Compilation album by Black Light Burns
- Released: August 5, 2008
- Recorded: YMA Studios Burbank, CA
- Genres: Alternative rock, industrial metal
- Length: 59:02
- Label: I AM: WOLFPACK
- Producer: Wes Borland

Black Light Burns chronology
| Cruel Melody (2007) | Cover Your Heart (2008) | The Moment You Realize You're Going to Fall (2012) |

= Cover Your Heart and the Anvil Pants Odyssey =

Cover Your Heart is a compilation album by American rock band Black Light Burns.

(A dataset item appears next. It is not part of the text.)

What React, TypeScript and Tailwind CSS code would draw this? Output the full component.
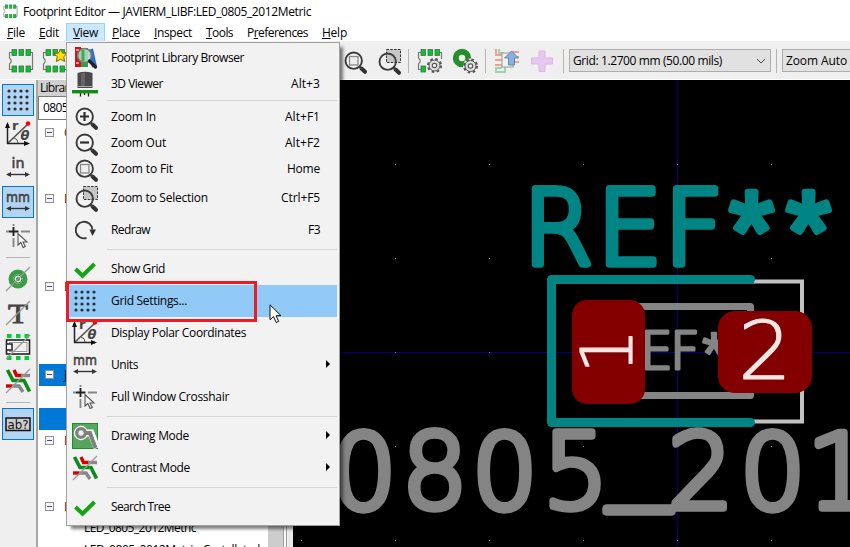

It consists of a CD (Cover Your Heart) and a DVD (The Anvil Pants Odyssey), which was a professionally shot documentary of when Black Light Burns was touring for roughly a year and a half on their debut album Cruel Melody, which preceded this release.

Professional ratings
Review scores
| Source | Rating |
| Sputnik Music | Star |

==Track listing==

| # | Title | Time | Songwriter(s) | Notes |
|---|---|---|---|---|
| 1 | "Forkboy" | 4:04 | Paul G. Barker, Jello Biafra, Al Jourgensen, Will Fredrick Rieflin, Jeffery Thomas Ward | Originally performed by Lard |
| 2 | "So Alive" | 3:33 | Daniel Ash, Kevin Michael Dompe, David J. Haskins | Originally performed by Love and Rockets |
| 3 | "Hungry Like the Wolf" | 3:44 | Nicholas James Bates, Simon John Le Bon, Andrew Taylor, John Nigel Taylor, Roger Taylor | Originally performed by Duran Duran |
| 4 | "Lucretia My Reflection" | 4:32 | Andrew Eldritch | Originally performed by The Sisters of Mercy |
| 5 | "Rid of Me" | 4:09 | Polly Jean Harvey | Originally performed by PJ Harvey |
| 6 | "The Art of Self Defense" | 2:46 | Duane Paul Denison, Carey McNeilly, David WM Sims, David Lambeth Yow | Originally performed by The Jesus Lizard |
| 7 | "On the Bound" | 4:56 | Fiona Apple, Maude Maggart | Originally performed by Fiona Apple |
| 8 | "I Am the Sun" | 3:10 | Michael Rolfe Gira | Originally performed by Swans |
| 9 | "Blood Red Head on Fire" | 3:53 | Wes Borland | Originally performed by Big Dumb Face |
| 10 | "Search & Destroy" | 3:20 | Iggy Pop, James Robert Williamson | Originally performed by The Stooges |
| 11 | "Drowning Together, Dying Alone" | 5:08 | Wes Borland | Previously unreleased instrumental from Cruel Melody recording sessions |
| 12 | "Failing" | 3:55 | Wes Borland | Previously unreleased instrumental from Cruel Melody recording sessions |
| 13 | "Ribbons" | 1:50 | Wes Borland | Previously unreleased instrumental from Cruel Melody recording sessions |
| 14 | "Zargon Marfoauf" | 1:36 | Wes Borland | Previously unreleased instrumental from Cruel Melody recording sessions |
| 15 | "Vennisoun" | 2:04 | Wes Borland | Previously unreleased instrumental from Cruel Melody recording sessions |
| 16 | "Zlitchufdux" | 1:46 | Wes Borland | Previously unreleased instrumental from Cruel Melody recording sessions |
| 17 | "Giving in Again" | 4:36 | Wes Borland | Previously unreleased instrumental from Cruel Melody recording sessions |

==Personnel==
- Wes Borland – vocals, lead guitar, bass, keyboards, synthesizers, programming, producer, mixing
- Marshall Kilpatric – drums, percussion (on 1-10 and 14)
- Nick Annis – rhythm guitar on (1, 2 and 5)
- Sean Fetterman – bass on (2 and 5)
- Greg Isabelle – drums (on 12)
- Jeff Hannan – engineering, mixing
- Austin Satterfield – engineering assistant
- Dave Collins – mastering

==DVD==
The DVD "Anvil Pants Odyssey" consists of a nearly two-hour-long documentary with the band, the music videos for "Mesopotamia," "4 Walls," and "Lie," and also features a behind the scenes look at the making of the "Lie" video. The DVD's content was primarily filmed during the summer and fall of 2007 and was filmed and edited by Satchel Underwood, including the video for "Mesopotamia" and the making of "Lie" segment. The video for "Lie" was directed by Josh Evans, while the video for "4 Walls" was directed by Wes Borland.